Federal regulators recently launched a lawsuit against popular convenience chain Sheetz that could have implications for whether businesses will be able to screen applicants for criminal convictions.
The Equal Employment Opportunity Employment Commission (EEOC) suit, announced April 18, alleged that Sheetz discriminated against minority applicants by screening all job seekers for criminal convictions, arguing that doing so disproportionally targets black, Native American and multiracial applicants. Many businesses have already stopped screening employees based on earlier guidance and pressure from regulators, experts told the Daily Caller News Foundation.
“The EEOC complaint filed against Sheetz Inc. is just another example of leftist protections for certain classes of people,” Allen West, executive director of the American Civil Rights Union, told the DCNF. “In this case, the EEOC believes that it must force a private sector employer to place the Biden administration’s ideological agenda above what is deemed best for the company and its employees. Sheetz Inc. has every right to screen applications and deny consideration to those with criminal backgrounds.”
The suit argues that Sheetz is violating Title VII of the Civil Rights Act under a provision that prevents “disparate impact,” the legal idea that rules can harm certain protected groups more than others while on their face being neutral. The EEOC does not allege that Sheetz was motivated by race in its job applicant screening process.
“Federal law mandates that employment practices causing a disparate impact because of race or other protected classifications must be shown by the employer to be necessary to ensure the safe and efficient performance of the particular jobs at issue,” Debra Lawrence, regional attorney for the EEOC’s Philadelphia district, said in the announcement of the suit. “Even when such necessity is proven, the practice remains unlawful if there is an alternative practice available that is comparably effective in achieving the employer’s goals but causes less discriminatory effect.”
Dan Morenoff, lawyer and executive director at the American Civil Rights Project, told the DCNF that he agrees with the harmfulness of the suit from the EEOC, but points out that its broader effect could be limited because federal regulators have taken this stance before, which has already incentivized employers to avoid screening for criminal convictions to avoid a lawsuit.

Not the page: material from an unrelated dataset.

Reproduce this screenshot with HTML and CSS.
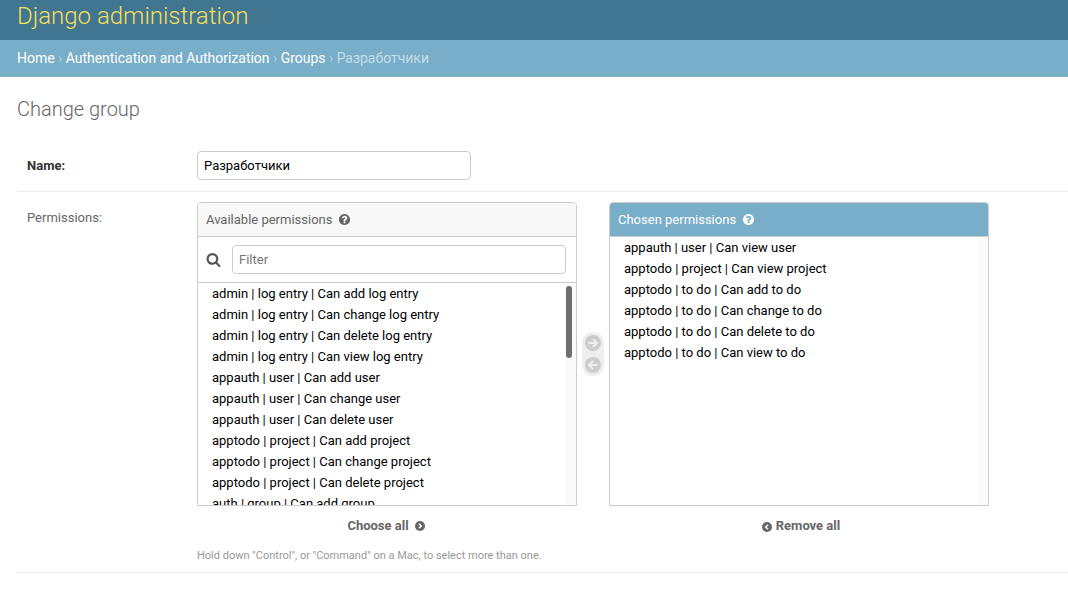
FILE: index.html
```html
<!DOCTYPE html>
<html lang="en">
<head>
<meta charset="utf-8">
<title>Change group</title>
<link rel="stylesheet" href="styles.css">
</head>
<body>
<header class="header"><span class="brand">Django administration</span></header>
<nav class="crumbs"><a>Home</a><i>›</i><a>Authentication and Authorization</a><i>›</i><a>Groups</a><i>›</i><span>Разработчики</span></nav>
<main class="content">
  <h1 class="title">Change group</h1>
  <div class="row row-name">
    <label class="label label-req">Name:</label>
    <div class="name-input">Разработчики</div>
  </div>
  <div class="row row-perm">
    <label class="label label-perm">Permissions:</label>
    <div class="field">
      <div class="selector">
        <div class="col">
          <div class="box">
            <div class="box-title">Available permissions
              <svg class="help" viewBox="0 0 1792 1792"><path fill="#666" d="M1024 1376v-192q0-14-9-23t-23-9h-192q-14 0-23 9t-9 23v192q0 14 9 23t23 9h192q14 0 23-9t9-23zm256-672q0-88-55.5-163t-138.5-116-170-41q-243 0-371 213-15 24 8 42l132 100q7 6 19 6 16 0 25-12 53-68 86-92 34-24 86-24 48 0 85.5 26t37.5 59q0 38-20 61t-68 45q-63 28-115.5 86.5t-52.5 125.5v36q0 14 9 23t23 9h192q14 0 23-9t9-23q0-19 21.5-49.5t54.5-49.5q32-18 49-28.5t46-35 44.5-48 28-60.5 12.5-81zm384 192q0 209-103 385.5t-279.5 279.5-385.5 103-385.5-103-279.5-279.5-103-385.5 103-385.5 279.5-279.5 385.5-103 385.5 103 279.5 279.5 103 385.5z"/></svg>
            </div>
            <div class="filter">
              <svg class="search" viewBox="0 0 1792 1792"><path fill="#555" d="M1216 832q0-185-131.5-316.5t-316.5-131.5-316.5 131.5-131.5 316.5 131.5 316.5 316.5 131.5 316.5-131.5 131.5-316.5zm512 832q0 52-38 90t-90 38q-54 0-90-38l-343-342q-179 124-399 124-143 0-273.5-55.5t-225-150-150-225-55.5-273.5 55.5-273.5 150-225 225-150 273.5-55.5 273.5 55.5 225 150 150 225 55.5 273.5q0 220-124 399l343 343q37 37 37 90z"/></svg>
              <div class="filter-input">Filter</div>
            </div>
            <div class="list list-available">
              <div class="opt">admin | log entry | Can add log entry</div>
              <div class="opt">admin | log entry | Can change log entry</div>
              <div class="opt">admin | log entry | Can delete log entry</div>
              <div class="opt">admin | log entry | Can view log entry</div>
              <div class="opt">appauth | user | Can add user</div>
              <div class="opt">appauth | user | Can change user</div>
              <div class="opt">appauth | user | Can delete user</div>
              <div class="opt">apptodo | project | Can add project</div>
              <div class="opt">apptodo | project | Can change project</div>
              <div class="opt">apptodo | project | Can delete project</div>
              <div class="opt">auth | group | Can add group</div>
              <div class="track"><div class="thumb"></div></div>
            </div>
          </div>
          <div class="all all-choose"><span>Choose all</span>
            <svg class="all-icon" viewBox="0 0 16 16"><circle cx="8" cy="8" r="8" fill="#666"/><path d="M6.3 4.4 10 8l-3.700 3.600" fill="none" stroke="#fff" stroke-width="2.400"/></svg>
          </div>
        </div>
        <div class="chooser">
          <svg class="move" viewBox="0 0 16 16"><circle cx="8" cy="8" r="8" fill="#ccc"/><path d="M3.500 8h8M8 4l4 4-4 4" fill="none" stroke="#eee" stroke-width="2.200"/></svg>
          <svg class="move" viewBox="0 0 16 16"><circle cx="8" cy="8" r="8" fill="#ccc"/><path d="M12.500 8h-8M8 4 4 8l4 4" fill="none" stroke="#eee" stroke-width="2.200"/></svg>
        </div>
        <div class="col">
          <div class="box">
            <div class="box-title box-title-chosen">Chosen permissions
              <svg class="help" viewBox="0 0 1792 1792"><path fill="#fff" d="M1024 1376v-192q0-14-9-23t-23-9h-192q-14 0-23 9t-9 23v192q0 14 9 23t23 9h192q14 0 23-9t9-23zm256-672q0-88-55.5-163t-138.5-116-170-41q-243 0-371 213-15 24 8 42l132 100q7 6 19 6 16 0 25-12 53-68 86-92 34-24 86-24 48 0 85.5 26t37.5 59q0 38-20 61t-68 45q-63 28-115.5 86.5t-52.5 125.5v36q0 14 9 23t23 9h192q14 0 23-9t9-23q0-19 21.5-49.5t54.5-49.5q32-18 49-28.5t46-35 44.5-48 28-60.5 12.5-81zm384 192q0 209-103 385.5t-279.5 279.5-385.5 103-385.5-103-279.5-279.5-103-385.5 103-385.5 279.5-279.5 385.5-103 385.5 103 279.5 279.5 103 385.5z"/></svg>
            </div>
            <div class="list list-chosen">
              <div class="opt">appauth | user | Can view user</div>
              <div class="opt">apptodo | project | Can view project</div>
              <div class="opt">apptodo | to do | Can add to do</div>
              <div class="opt">apptodo | to do | Can change to do</div>
              <div class="opt">apptodo | to do | Can delete to do</div>
              <div class="opt">apptodo | to do | Can view to do</div>
              <div class="track"></div>
            </div>
          </div>
          <div class="all all-remove">
            <svg class="all-icon" viewBox="0 0 16 16"><circle cx="8" cy="8" r="8" fill="#666"/><path d="M9.700 4.400 6 8l3.700 3.600" fill="none" stroke="#fff" stroke-width="2.400"/></svg>
            <span>Remove all</span>
          </div>
        </div>
      </div>
      <p class="help-text">Hold down "Control", or "Command" on a Mac, to select more than one.</p>
    </div>
  </div>
</main>
</body>
</html>
```
FILE: styles.css
```css
* { box-sizing: border-box; }
html, body { margin: 0; padding: 0; }
body {
  height: 596px;
  overflow: hidden;
  background: #fff;
  color: #333;
  font-family: Roboto, "Liberation Sans", sans-serif;
  font-size: 14px;
}
.header {
  height: 40px;
  background: #417690;
  padding-left: 17px;
  overflow: hidden;
}
.brand {
  display: block;
  font-size: 24px;
  font-weight: 300;
  line-height: 32px;
  color: #f5dd5d;
}
.crumbs {
  height: 37px;
  padding: 0 0 2px 17px;
  background: #79aec8;
  display: flex;
  align-items: center;
  color: #c4dce8;
  font-size: 13.96px;
  font-weight: 400;
}
.crumbs a { color: #fff; }
.crumbs i { font-style: normal; margin: 0 3.5px; font-weight: 300; }
.content { padding: 21px 0 0 17px; }
.title {
  margin: 0 0 30px;
  font-size: 20px;
  line-height: 23px;
  font-weight: 300;
  color: #666;
}
.row {
  display: flex;
  padding: 0 0 0 10px;
  border-bottom: 1px solid #eee;
}
.row-name { height: 41px; }
.row-perm { height: 381px; padding-top: 10px; }
.label {
  width: 170px;
  flex: none;
  font-size: 13px;
  color: #666;
  line-height: 16px;
  padding-top: 7px;
}
.label-perm { padding-top: 8px; }
.label-req { font-weight: 700; color: #333; }
.name-input {
  width: 274px;
  height: 29px;
  border: 1px solid #ccc;
  border-radius: 4px;
  padding: 0 6px;
  font-size: 13px;
  line-height: 27px;
  color: #000;
}
.field { width: 800px; }
.selector { display: flex; }
.col { width: 380px; flex: none; }
.box {
  height: 304px;
  border: 1px solid #ccc;
  border-radius: 4px 4px 0 0;
  display: flex;
  flex-direction: column;
  overflow: hidden;
}
.box-title {
  height: 34px;
  flex: none;
  display: flex;
  align-items: center;
  padding-left: 8px;
  background: #f8f8f8;
  border-bottom: 1px solid #ccc;
  font-size: 13px;
  font-weight: 400;
  color: #666;
}
.box-title-chosen { background: #79aec8; color: #fff; }
.help { width: 13px; height: 13px; margin-left: 6px; }
.filter {
  height: 46px;
  flex: none;
  display: flex;
  align-items: center;
  padding-left: 8px;
  border-bottom: 1px solid #ccc;
}
.search { width: 15px; height: 15px; margin-right: 11px; }
.filter-input {
  width: 334px;
  height: 29px;
  border: 1px solid #ccc;
  border-radius: 4px;
  padding-left: 6px;
  font-size: 13px;
  line-height: 27px;
  color: #757575;
}
.list {
  position: relative;
  flex: 1;
  min-height: 0;
  overflow: hidden;
  padding-left: 14px;
  color: #000;
}
.opt { height: 21px; line-height: 21px; font-size: 13px; white-space: nowrap; }
.track {
  position: absolute;
  top: 0;
  right: 0;
  bottom: 0;
  width: 11px;
  background: #fafafa;
}
.thumb {
  width: 6px;
  height: 72px;
  margin: 3px 0 0 1px;
  border-radius: 3px;
  background: #6e6e6e;
}
.all {
  height: 38px;
  display: flex;
  align-items: center;
  justify-content: center;
  font-size: 13px;
  font-weight: 700;
  color: #666;
}
.all-choose { gap: 6px; padding-right: 2px; }
.all-remove { gap: 4px; padding-left: 4px; }
.all-icon { width: 10px; height: 10px; margin-top: 2px; }
.all-remove .all-icon { margin-top: 3px; }
.chooser {
  align-self: flex-start;
  width: 22px;
  height: 44px;
  margin: 130px 5px 0;
  padding-top: 3px;
  border-radius: 11px;
  background: #eee;
  display: flex;
  flex-direction: column;
  align-items: center;
  gap: 6px;
  flex: none;
}
.move { width: 16px; height: 16px; flex: none; }
.help-text {
  margin: 5px 0 0;
  font-size: 11px;
  line-height: 13px;
  font-weight: 400;
  color: #999;
}
```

“The two most important things to know here are that the EEOC’s position: (a) is crazy and destructive; but (b) also not new — they’ve taken this position in theory for years,” Morenoff told the DCNF. “It’s bad policy and bad law, but it probably won’t change much across the business world as a whole, just because most companies already have found ways to deal with the agency’s demands. Still, we can hope that if they insist on litigating this, Sheetz may prevail. The Supreme Court’s unanimous decision last week in Muldrow may have opened the door to a restoration of Title VII to reflect its actual statutory language and dispense with the decades-long mistake of disparate-impact analysis.”
The Supreme Court ruled unanimously in mid-March in Muldrow v. City of St. Louis, that Title VII protected against discriminatory job transfers even if the transfer did not create a significant disadvantage, according to The New York Times. The suit centered around Jatonya Muldrow, an employee of the St. Louis Police Department’s Intelligence Division, who was transferred to a different position within the department, retaining the same rank and salary but having less favorable work.
The EEOC has long held the opinion that the use of criminal history should not be a factor when hiring, issuing guidance in 2012 that asked employers to either exclude criminal conduct considerations or use an approach that takes into account the nature of the crime, the time elapsed since the conduct and the nature of the job being applied for when hiring.
Proponents of limiting the use of conviction histories in hiring claim that screening job applicants for criminal records deprives individuals of employment opportunities, creating a stigma that limits their ability to successfully reenter society. Several states have already implemented their own restrictions on the practice and the federal government banned the practice in 2019.
The EEOC has been emboldened in recent months following the confirmation of Kalpana Kotagal as EEOC commissioner last year, breaking the stalemate on the board and giving Democrats a 3-2 majority. Prior to Kotagal’s confirmation, the commission was stuck in gridlock on issues like artificial intelligence bias in hiring, LGBT bathroom guidance and diversity, equity and inclusion policies.
The EEOC issued a final rule Monday under the Pregnant Workers Fairness Act requiring that employers give women time off to attend and recover from abortion procedures.
“Yes, I do believe in redemption, but it is not the business of the federal government to risk the safety and security, notwithstanding that of other employees, of a corporation,” West told the DCNF. “The last time I checked, one could still be denied enlistment in the U.S. military for a criminal background, certainly drug use and abuse. This once again evidences the overreach of the federal government, last time I checked, the US Constitution did not have any enumerated power under Article II, Executive Branch, to force employers to hire individuals with criminal backgrounds. Oh, that’s right, it is all about equity, equality of outcomes, and seeing people not based upon the content of their character but rather the color of their skin.”
The EEOC and the White House did not immediately respond to a request to comment from the DCNF.